- EXERCISE:
Copy out each line featuring the string "that" from the entries beneath.

- PROVIDED DATA:
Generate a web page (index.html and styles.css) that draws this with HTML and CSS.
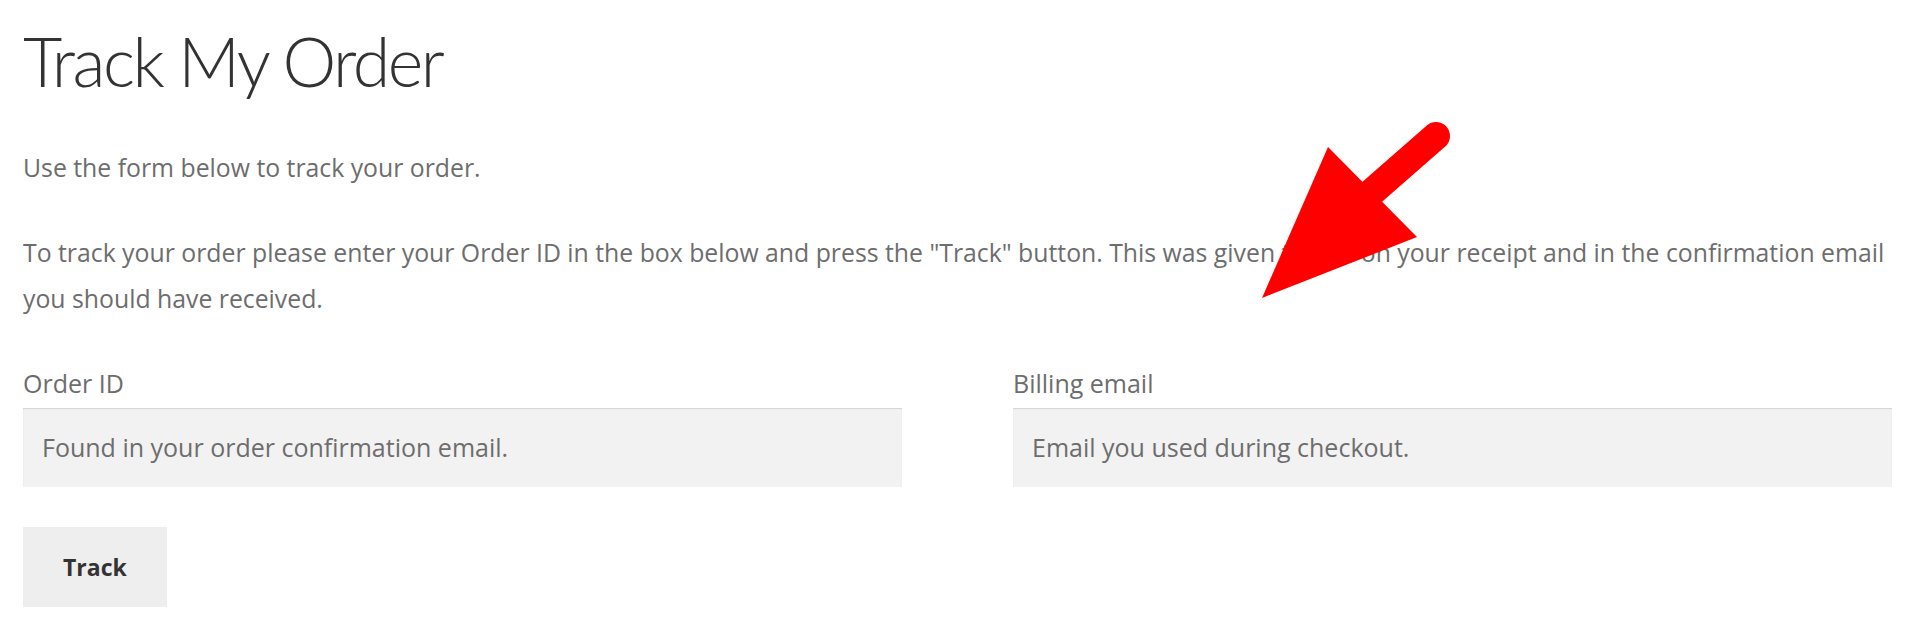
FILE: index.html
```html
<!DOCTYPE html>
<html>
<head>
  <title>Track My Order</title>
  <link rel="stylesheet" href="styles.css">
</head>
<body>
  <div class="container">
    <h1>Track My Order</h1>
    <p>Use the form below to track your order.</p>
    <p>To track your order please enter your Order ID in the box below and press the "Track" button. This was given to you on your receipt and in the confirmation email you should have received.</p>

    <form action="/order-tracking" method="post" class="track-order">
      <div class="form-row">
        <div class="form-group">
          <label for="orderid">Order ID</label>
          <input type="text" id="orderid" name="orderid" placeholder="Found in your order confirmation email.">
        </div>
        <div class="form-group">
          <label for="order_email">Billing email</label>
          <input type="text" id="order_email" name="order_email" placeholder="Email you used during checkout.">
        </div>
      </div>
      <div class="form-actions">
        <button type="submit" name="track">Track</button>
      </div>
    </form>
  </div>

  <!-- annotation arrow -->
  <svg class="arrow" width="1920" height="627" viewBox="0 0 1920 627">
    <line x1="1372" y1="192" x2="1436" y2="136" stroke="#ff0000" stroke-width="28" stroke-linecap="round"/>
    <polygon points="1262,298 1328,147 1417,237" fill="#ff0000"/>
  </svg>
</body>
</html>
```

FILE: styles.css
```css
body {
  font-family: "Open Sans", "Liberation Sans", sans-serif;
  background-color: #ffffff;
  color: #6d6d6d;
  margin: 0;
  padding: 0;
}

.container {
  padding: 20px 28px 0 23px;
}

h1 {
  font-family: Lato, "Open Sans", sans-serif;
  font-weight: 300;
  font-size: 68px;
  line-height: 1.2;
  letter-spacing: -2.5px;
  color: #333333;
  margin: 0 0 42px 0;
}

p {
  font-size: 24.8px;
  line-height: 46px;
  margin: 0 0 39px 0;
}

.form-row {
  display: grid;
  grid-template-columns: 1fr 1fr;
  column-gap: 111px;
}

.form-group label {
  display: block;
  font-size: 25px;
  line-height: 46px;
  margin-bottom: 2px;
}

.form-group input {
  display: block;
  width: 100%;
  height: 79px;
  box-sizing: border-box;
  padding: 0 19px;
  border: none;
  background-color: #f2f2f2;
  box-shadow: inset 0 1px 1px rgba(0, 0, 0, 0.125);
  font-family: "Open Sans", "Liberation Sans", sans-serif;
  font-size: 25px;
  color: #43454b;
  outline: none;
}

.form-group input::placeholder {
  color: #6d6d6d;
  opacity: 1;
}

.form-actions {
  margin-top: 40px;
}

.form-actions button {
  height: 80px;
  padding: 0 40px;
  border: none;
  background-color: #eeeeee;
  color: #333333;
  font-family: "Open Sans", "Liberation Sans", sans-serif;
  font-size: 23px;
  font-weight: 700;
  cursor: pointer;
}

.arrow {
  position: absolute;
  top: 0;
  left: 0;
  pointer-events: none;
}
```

---

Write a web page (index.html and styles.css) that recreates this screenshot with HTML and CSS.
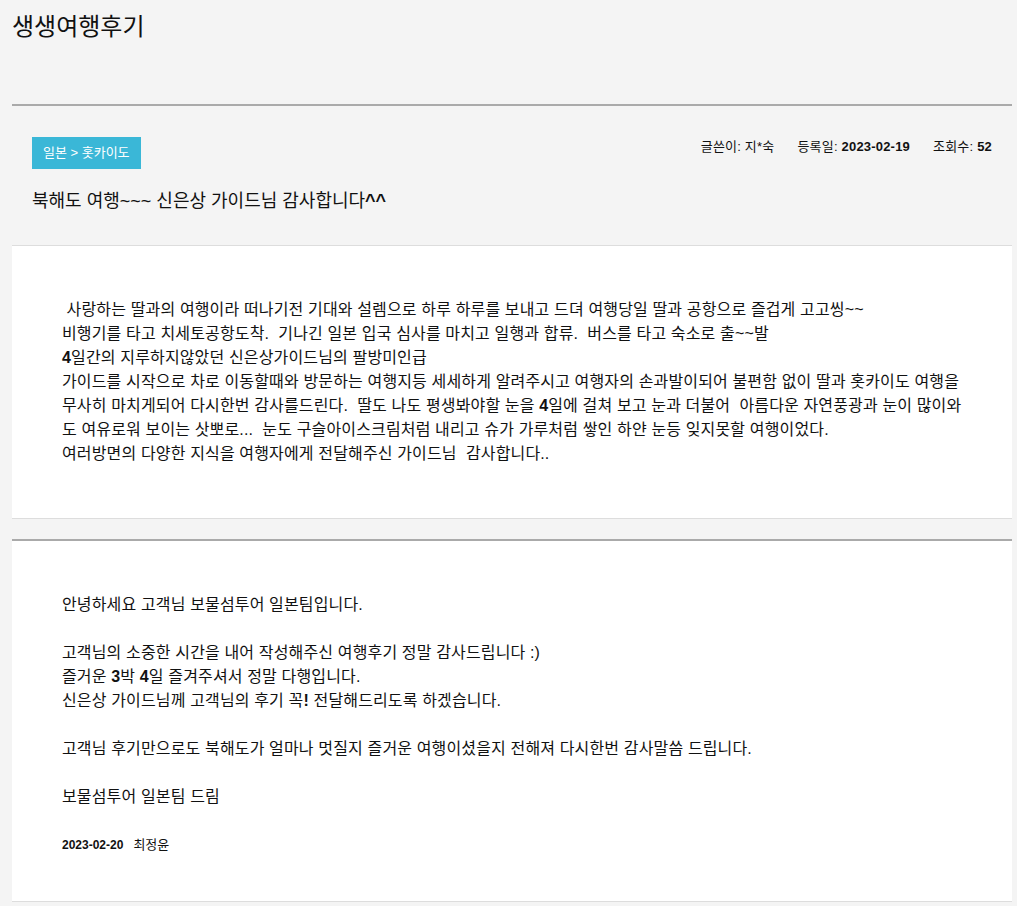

---

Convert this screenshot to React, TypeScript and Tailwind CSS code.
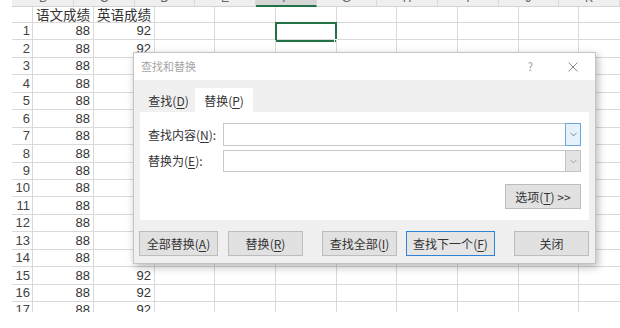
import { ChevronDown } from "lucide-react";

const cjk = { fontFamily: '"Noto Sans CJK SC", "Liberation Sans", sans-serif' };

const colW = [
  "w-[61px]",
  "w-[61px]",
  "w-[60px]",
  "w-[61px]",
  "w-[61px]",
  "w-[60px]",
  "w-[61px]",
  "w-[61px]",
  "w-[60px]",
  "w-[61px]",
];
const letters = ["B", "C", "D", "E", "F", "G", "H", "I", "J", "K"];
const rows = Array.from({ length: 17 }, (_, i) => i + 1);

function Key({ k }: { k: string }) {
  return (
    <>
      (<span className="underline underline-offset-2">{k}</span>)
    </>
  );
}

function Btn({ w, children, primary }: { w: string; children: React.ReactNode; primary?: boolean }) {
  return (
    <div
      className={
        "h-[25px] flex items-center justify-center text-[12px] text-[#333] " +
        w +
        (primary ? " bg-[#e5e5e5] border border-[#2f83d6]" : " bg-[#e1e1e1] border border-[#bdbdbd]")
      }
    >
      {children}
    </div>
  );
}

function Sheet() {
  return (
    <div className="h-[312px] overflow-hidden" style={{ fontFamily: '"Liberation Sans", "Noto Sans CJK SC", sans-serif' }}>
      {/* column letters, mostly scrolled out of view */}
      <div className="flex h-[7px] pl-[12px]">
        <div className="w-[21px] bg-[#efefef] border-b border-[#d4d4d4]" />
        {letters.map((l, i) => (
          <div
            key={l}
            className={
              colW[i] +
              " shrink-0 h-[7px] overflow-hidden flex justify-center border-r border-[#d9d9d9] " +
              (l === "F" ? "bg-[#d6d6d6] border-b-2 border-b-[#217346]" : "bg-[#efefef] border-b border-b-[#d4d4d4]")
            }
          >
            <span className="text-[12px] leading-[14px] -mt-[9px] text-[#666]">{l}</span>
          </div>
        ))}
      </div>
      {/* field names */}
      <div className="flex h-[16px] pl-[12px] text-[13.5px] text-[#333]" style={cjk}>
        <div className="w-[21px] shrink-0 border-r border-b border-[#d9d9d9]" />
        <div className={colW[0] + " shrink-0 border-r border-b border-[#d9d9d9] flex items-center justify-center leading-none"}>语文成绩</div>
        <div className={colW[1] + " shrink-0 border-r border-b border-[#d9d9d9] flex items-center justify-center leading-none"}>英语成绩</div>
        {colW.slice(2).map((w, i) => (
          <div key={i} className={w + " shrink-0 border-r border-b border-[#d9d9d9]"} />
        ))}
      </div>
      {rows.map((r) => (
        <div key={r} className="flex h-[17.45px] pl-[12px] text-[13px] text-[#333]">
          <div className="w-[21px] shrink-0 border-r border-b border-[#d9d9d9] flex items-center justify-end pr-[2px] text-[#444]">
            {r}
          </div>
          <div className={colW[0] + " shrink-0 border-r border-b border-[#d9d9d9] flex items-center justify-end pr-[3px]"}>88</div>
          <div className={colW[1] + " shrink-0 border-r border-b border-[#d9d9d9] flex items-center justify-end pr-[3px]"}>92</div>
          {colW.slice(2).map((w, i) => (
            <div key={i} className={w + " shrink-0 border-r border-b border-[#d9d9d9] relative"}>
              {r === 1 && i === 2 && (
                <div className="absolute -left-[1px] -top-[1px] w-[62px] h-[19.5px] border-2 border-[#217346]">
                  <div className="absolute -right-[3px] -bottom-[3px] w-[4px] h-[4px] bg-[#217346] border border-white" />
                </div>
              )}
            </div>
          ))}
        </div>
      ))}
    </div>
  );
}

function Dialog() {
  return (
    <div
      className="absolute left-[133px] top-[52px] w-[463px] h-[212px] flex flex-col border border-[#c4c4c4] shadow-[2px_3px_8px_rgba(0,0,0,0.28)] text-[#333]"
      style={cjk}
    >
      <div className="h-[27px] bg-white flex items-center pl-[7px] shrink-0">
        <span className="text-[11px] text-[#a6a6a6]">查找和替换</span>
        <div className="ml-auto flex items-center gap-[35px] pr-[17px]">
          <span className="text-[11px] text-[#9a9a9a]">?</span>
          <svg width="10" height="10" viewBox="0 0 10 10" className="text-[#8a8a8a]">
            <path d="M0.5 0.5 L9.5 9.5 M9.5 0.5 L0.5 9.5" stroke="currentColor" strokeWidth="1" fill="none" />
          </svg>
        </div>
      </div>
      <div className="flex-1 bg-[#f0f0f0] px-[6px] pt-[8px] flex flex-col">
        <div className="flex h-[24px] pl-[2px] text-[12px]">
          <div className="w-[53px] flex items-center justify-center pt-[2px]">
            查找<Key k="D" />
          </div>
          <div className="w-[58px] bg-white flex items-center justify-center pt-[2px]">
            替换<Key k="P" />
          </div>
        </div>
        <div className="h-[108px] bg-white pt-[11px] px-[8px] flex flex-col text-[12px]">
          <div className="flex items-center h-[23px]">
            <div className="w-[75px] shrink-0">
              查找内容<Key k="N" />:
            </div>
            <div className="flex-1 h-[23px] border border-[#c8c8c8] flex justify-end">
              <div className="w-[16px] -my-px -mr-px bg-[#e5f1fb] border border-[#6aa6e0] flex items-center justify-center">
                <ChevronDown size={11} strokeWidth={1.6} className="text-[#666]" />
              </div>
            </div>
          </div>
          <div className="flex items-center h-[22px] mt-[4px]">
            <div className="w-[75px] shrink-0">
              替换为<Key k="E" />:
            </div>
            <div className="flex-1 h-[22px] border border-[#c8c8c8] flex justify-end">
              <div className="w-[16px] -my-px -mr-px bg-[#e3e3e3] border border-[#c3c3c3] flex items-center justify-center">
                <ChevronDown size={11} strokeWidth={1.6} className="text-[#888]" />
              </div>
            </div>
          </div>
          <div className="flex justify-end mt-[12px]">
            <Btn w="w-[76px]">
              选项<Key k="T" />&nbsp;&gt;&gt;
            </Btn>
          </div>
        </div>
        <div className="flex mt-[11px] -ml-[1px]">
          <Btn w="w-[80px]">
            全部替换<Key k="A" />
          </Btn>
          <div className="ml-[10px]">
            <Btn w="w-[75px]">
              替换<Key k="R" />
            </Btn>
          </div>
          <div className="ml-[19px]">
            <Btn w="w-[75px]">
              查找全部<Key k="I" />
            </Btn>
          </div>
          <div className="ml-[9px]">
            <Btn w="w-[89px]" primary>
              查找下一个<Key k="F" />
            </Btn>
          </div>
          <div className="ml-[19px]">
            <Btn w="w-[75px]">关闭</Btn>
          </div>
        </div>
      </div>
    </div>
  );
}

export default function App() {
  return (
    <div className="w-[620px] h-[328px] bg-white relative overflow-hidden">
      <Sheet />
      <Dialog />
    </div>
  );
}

- CORRECT RESPONSE:
Generate a web page (index.html and styles.css) that draws this with HTML and CSS.
Write a web page (index.html and styles.css) that recreates this screenshot with HTML and CSS.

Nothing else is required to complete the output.